CONSIDERATO IN DIRITTO
Il ricorso è inammissibile perché proposto per motivi generici e, comunque, manifestamente infondati.
Quanto al primo motivo, il ricorrente censura la sentenza impugnata con argomenti che ineriscono al merito del giudizio e che solo parzialmente danno
conto della completa motivazione della sentenza impugnata, conforme a quella di primo grado in più punti richiamata.
In primo luogo, si sorvola del tutto sulla decisiva circostanza che la versione offerta dalla coimputata NOME – secondo la quale il ricorrente si era procurato la vettura autonomamente ed aveva all’uopo chiesto un prestito per il suo acquisto ai coniugi originari coimputati – è stata riscontrata dal riconoscimento di debito prodotto agli atti e firmato dal ricorrente, che aveva inutilmente negato la sottoscrizione di quel decisivo documento poi accertata attraverso apposita perizia grafologica.
In secondo luogo, si sorvola sulle contraddizioni rilevate nel racconto dell’imputato, in particolare sul fatto che questi aveva dichiarato in un primo tempo di avere utilizzato la procura a vendere l’automobile rilasciatagli da soggetto che non era il Sanson, per poi negare l’importante circostanza (cfr. fg. 15 della sentenza di primo grado richiamata da quella impugnata).

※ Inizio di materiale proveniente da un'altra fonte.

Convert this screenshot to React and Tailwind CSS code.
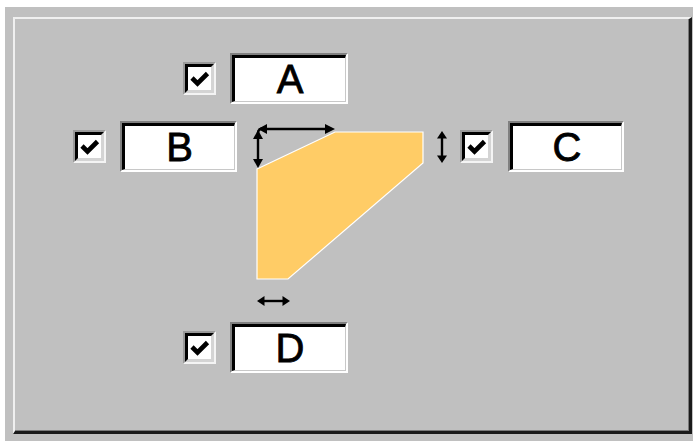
import React from "react";

function Check() {
  return (
    <div className="w-[33px] h-[33px] border-2 border-t-[#9a9a9a] border-l-[#9a9a9a] border-b-[#f4f4f4] border-r-[#f4f4f4] shrink-0">
      <div className="w-full h-full border-[3px] border-t-black border-l-black border-b-[#d4d4d4] border-r-[#d4d4d4] bg-white flex items-center justify-center">
        <svg width="22" height="22" viewBox="0 0 22 22">
          <path d="M3 10 L8.5 15.5 L18.5 5.5" fill="none" stroke="black" strokeWidth="4.6" strokeLinejoin="miter" strokeLinecap="butt" />
        </svg>
      </div>
    </div>
  );
}

function Field({ label, w }) {
  return (
    <div className={`${w} h-[51px] border-2 border-t-[#808080] border-l-[#808080] border-b-white border-r-white shrink-0`}>
      <div className="w-full h-full border-t-[3px] border-l-[3px] border-b border-r border-t-black border-l-black border-b-[#c8c8c8] border-r-[#c8c8c8] bg-white flex items-center justify-center">
        <span className="text-[40px] leading-none text-black font-['Liberation_Sans',Arial,sans-serif] [-webkit-text-stroke:0.8px_black] -mt-[2px]">{label}</span>
      </div>
    </div>
  );
}

function Drawing() {
  const head = "black";
  return (
    <svg width="216" height="192" viewBox="0 0 216 192" className="shrink-0">
      <polygon
        points="17,48 95,11 183,11 183,42 48,158 17,158"
        fill="#ffcc66"
        stroke="#ffffff"
        strokeWidth="1.2"
      />
      {/* horizontal arrow top */}
      <line x1="24" y1="8" x2="88" y2="8" stroke={head} strokeWidth="2.4" />
      <polygon points="18,8 27,3 27,13" fill={head} />
      <polygon points="95,8 85,3 85,13" fill={head} />
      {/* vertical arrow left */}
      <line x1="18" y1="14" x2="18" y2="40" stroke={head} strokeWidth="2.4" />
      <polygon points="18,9 13,18 23,18" fill={head} />
      <polygon points="18,47 13,38 23,38" fill={head} />
      <path d="M18 12 Q18 7 25 7" fill="none" stroke={head} strokeWidth="2.4" />
      {/* vertical arrow right */}
      <line x1="202" y1="14" x2="202" y2="38" stroke={head} strokeWidth="2.4" />
      <polygon points="202,10 197,17.5 207,17.5" fill={head} />
      <polygon points="202,42 197,34.5 207,34.5" fill={head} />
      {/* horizontal arrow bottom */}
      <line x1="22" y1="180" x2="45" y2="180" stroke={head} strokeWidth="2.4" />
      <polygon points="17,180 24.5,175 24.5,185" fill={head} />
      <polygon points="50,180 42.5,175 42.5,185" fill={head} />
    </svg>
  );
}

export default function App() {
  return (
    <div className="w-[693px] h-[441px] bg-white pl-[5px] pt-[7px] overflow-hidden">
      <div className="w-[688px] h-[434px] bg-[#c0c0c0] pl-[8px] pt-[10px]">
        <div className="w-[679px] h-[417px] border-t-2 border-l-2 border-b-[3px] border-r-[3px] border-t-[#f0f0f0] border-l-[#f0f0f0] border-b-[#1a1a1a] border-r-[#1a1a1a] shadow-[inset_-1px_-1px_0_#7a7a7a] flex flex-col pt-[34px]">
          <div className="flex items-center gap-[14px] ml-[168px]">
            <Check />
            <Field label="A" w="w-[118px]" />
          </div>
          <div className="flex items-start ml-[58px] mt-[17px]">
            <div className="flex items-center gap-[14px]">
              <Check />
              <Field label="B" w="w-[117px]" />
            </div>
            <div className="ml-[3px]">
              <Drawing />
            </div>
            <div className="flex items-center gap-[15px] ml-[4px]">
              <Check />
              <Field label="C" w="w-[116px]" />
            </div>
          </div>
          <div className="flex items-center gap-[14px] ml-[168px] mt-[9px]">
            <Check />
            <Field label="D" w="w-[118px]" />
          </div>
        </div>
      </div>
    </div>
  );
}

Tale procura era falsa sia perché redatta da notaio non esistente sia perché munita di sigillo notarile non autentico, sicché è stato ritenuto altamente rilevante che di essa l’imputato si sia servito come inizialmente da lui stesso dichiarato.
Il ricorso sorvola anche sulle inverosimiglianze della versione difensiva a proposito della antieconomicità dell’affare, della risoluzione del Sanson di vendere l’autovettura subito dopo averla acquistata, per di più all’estero dove l’imputato l’avrebbe trasportata con documenti falsi in suo possesso (fg. 7 della sentenza impugnata), della esperienza nel Gashi nello specifico settore della vendita di auto. E’ l’insieme di questi dati – in parte obliterati nel ricorso – che rende la motivazione della Corte in punto di responsabilità esente da vizi logico-giuridici rilevabili in questa sede, con superamento di ogni altra obiezione difensiva.

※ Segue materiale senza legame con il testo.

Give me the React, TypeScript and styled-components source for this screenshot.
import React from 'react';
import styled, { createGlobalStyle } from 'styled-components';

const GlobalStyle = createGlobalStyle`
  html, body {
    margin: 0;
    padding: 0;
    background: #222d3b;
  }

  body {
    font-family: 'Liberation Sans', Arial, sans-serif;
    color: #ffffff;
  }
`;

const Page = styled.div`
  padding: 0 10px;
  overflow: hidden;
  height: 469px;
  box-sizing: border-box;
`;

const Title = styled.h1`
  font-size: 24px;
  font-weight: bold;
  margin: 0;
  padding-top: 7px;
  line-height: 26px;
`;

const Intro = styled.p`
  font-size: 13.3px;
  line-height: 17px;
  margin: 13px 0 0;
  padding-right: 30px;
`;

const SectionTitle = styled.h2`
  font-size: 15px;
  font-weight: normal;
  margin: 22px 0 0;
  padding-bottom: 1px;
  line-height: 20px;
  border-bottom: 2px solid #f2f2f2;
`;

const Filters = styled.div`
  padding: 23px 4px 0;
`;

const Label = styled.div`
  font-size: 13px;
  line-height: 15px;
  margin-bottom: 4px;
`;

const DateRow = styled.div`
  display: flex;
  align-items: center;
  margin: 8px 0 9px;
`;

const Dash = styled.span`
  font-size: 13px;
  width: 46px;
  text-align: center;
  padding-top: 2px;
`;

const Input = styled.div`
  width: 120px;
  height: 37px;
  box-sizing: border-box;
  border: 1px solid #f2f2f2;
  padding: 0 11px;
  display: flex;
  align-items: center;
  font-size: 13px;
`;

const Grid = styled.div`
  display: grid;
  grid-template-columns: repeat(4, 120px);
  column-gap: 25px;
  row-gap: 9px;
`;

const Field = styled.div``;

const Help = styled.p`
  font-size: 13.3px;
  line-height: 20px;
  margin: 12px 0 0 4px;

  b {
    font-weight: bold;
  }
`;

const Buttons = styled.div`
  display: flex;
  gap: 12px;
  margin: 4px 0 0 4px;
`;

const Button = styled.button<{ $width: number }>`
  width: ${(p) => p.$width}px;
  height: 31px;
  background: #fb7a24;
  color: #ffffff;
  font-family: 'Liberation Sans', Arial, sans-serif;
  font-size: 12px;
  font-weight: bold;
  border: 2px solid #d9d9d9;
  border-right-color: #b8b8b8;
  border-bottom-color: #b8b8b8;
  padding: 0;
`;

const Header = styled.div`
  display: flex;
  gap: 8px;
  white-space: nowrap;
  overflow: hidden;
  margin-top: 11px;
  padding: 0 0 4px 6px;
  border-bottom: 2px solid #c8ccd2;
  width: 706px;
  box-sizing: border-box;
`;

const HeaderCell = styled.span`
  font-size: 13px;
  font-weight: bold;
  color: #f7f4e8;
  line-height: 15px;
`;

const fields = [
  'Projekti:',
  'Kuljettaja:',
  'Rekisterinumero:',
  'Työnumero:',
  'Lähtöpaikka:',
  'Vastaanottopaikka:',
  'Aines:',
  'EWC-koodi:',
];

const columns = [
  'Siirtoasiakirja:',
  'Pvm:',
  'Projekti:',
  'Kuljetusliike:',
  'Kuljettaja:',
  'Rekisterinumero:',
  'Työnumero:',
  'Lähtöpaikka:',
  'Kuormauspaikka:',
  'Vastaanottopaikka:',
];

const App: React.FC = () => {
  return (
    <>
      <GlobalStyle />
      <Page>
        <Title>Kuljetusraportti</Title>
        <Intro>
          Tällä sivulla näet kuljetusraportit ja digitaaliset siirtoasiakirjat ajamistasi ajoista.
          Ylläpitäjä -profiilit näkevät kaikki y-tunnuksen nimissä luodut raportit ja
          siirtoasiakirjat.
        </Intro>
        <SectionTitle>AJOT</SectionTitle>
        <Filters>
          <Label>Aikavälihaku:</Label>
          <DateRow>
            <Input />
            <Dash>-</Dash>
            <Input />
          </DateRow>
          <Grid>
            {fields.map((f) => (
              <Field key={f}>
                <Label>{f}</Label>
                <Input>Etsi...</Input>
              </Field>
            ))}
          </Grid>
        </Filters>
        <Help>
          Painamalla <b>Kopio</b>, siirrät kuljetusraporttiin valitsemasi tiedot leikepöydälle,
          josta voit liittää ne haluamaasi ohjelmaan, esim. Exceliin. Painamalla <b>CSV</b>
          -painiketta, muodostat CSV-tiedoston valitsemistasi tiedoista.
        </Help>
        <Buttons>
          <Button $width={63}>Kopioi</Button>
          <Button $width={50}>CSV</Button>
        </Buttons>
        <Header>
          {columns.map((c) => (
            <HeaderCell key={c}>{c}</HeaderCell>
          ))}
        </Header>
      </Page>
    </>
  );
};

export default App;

2. In ordine al secondo motivo, la Corte di appello ha giustificato il diniego delle circostanze attenuanti generiche richiamando i plurimi precedenti penali del ricorrente, le gravi modalità della condotta e l’intensità del dolo (fg. 14 della sentenza impugnata).

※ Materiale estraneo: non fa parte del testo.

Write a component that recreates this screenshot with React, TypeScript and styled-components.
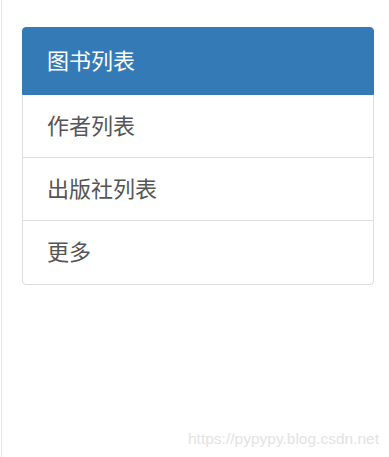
import React from 'react'
import styled, { createGlobalStyle } from 'styled-components'

const GlobalStyle = createGlobalStyle`
  html, body {
    margin: 0;
    padding: 0;
    background: #fff;
  }
  * {
    box-sizing: border-box;
  }
`

const Page = styled.div`
  position: relative;
  height: 457px;
  margin-left: 1px;
  border-left: 1px solid #e6e6e6;
  padding: 27px 15px 0 20px;
  font-family: 'Liberation Sans', 'Noto Sans CJK SC', sans-serif;
`

const ListGroup = styled.div`
  display: flex;
  flex-direction: column;
`

const ListItem = styled.a<{ $active?: boolean }>`
  display: flex;
  align-items: center;
  height: ${(p) => (p.$active ? '68px' : '64px')};
  margin-top: -1px;
  padding: 0 24px 5px;
  border: 1px solid ${(p) => (p.$active ? '#337ab7' : '#ddd')};
  background: ${(p) => (p.$active ? '#337ab7' : '#fff')};
  color: ${(p) => (p.$active ? '#fff' : '#555')};
  font-size: 22px;
  text-decoration: none;
  position: relative;
  z-index: ${(p) => (p.$active ? 2 : 1)};

  &:first-child {
    margin-top: 0;
    border-top-left-radius: 4px;
    border-top-right-radius: 4px;
  }
  &:last-child {
    height: 65px;
    border-bottom-left-radius: 4px;
    border-bottom-right-radius: 4px;
  }
`

const Watermark = styled.div`
  position: absolute;
  right: 10px;
  bottom: 9px;
  font-family: 'Liberation Sans', Arial, sans-serif;
  font-size: 15.5px;
  color: #e3e3e3;
`

const items = ['图书列表', '作者列表', '出版社列表', '更多']

export default function App() {
  return (
    <>
      <GlobalStyle />
      <Page>
        <ListGroup>
          {items.map((label, i) => (
            <ListItem key={label} href="#" $active={i === 0}>
              {label}
            </ListItem>
          ))}
        </ListGroup>
        <Watermark>https://pypypy.blog.csdn.net</Watermark>
      </Page>
    </>
  )
}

Si è fatto espresso riferimento, quindi, ad alcuni parametri di cui all’art. 133 cod. pen., dovendosi rammentare che ai fini della concessione o del diniego delle circostanze attenuanti generiche è sufficiente che il giudice di merito prenda in esame quello, tra gli elementi indicati dall’art. 133 cod. pen., che ritiene prevalente ed atto a determinare o meno la concessione del beneficio; ed anche un solo elemento che attiene alla personalità del colpevole o all’entità del reato ed alle modalità di esecuzione di esso può essere sufficiente per negare o concedere le attenuanti medesime. (da ultimo, Sez. 2, n. 23903 del 15/07/2020, Marigliano, Rv. 279549; Sez. 2, n. 4790 del 16.1.1996, Romeo, rv. 204768).
Alla declaratoria di inammissibilità consegue la condanna del ricorrente al pagamento delle spese processuali e della somma di euro tremila alla Cassa delle
Ammende, commisurata all’effettivo grado di colpa dello stesso ricorrente nella determinazione della causa di inammissibilità.
P.Q.M.
Dichiara inammissibile il ricorso e condanna il ricorrente al pagamento delle spese processuali e della somma di euro tremila alla Cassa delle Ammende. Così deciso, il 29.01.2025.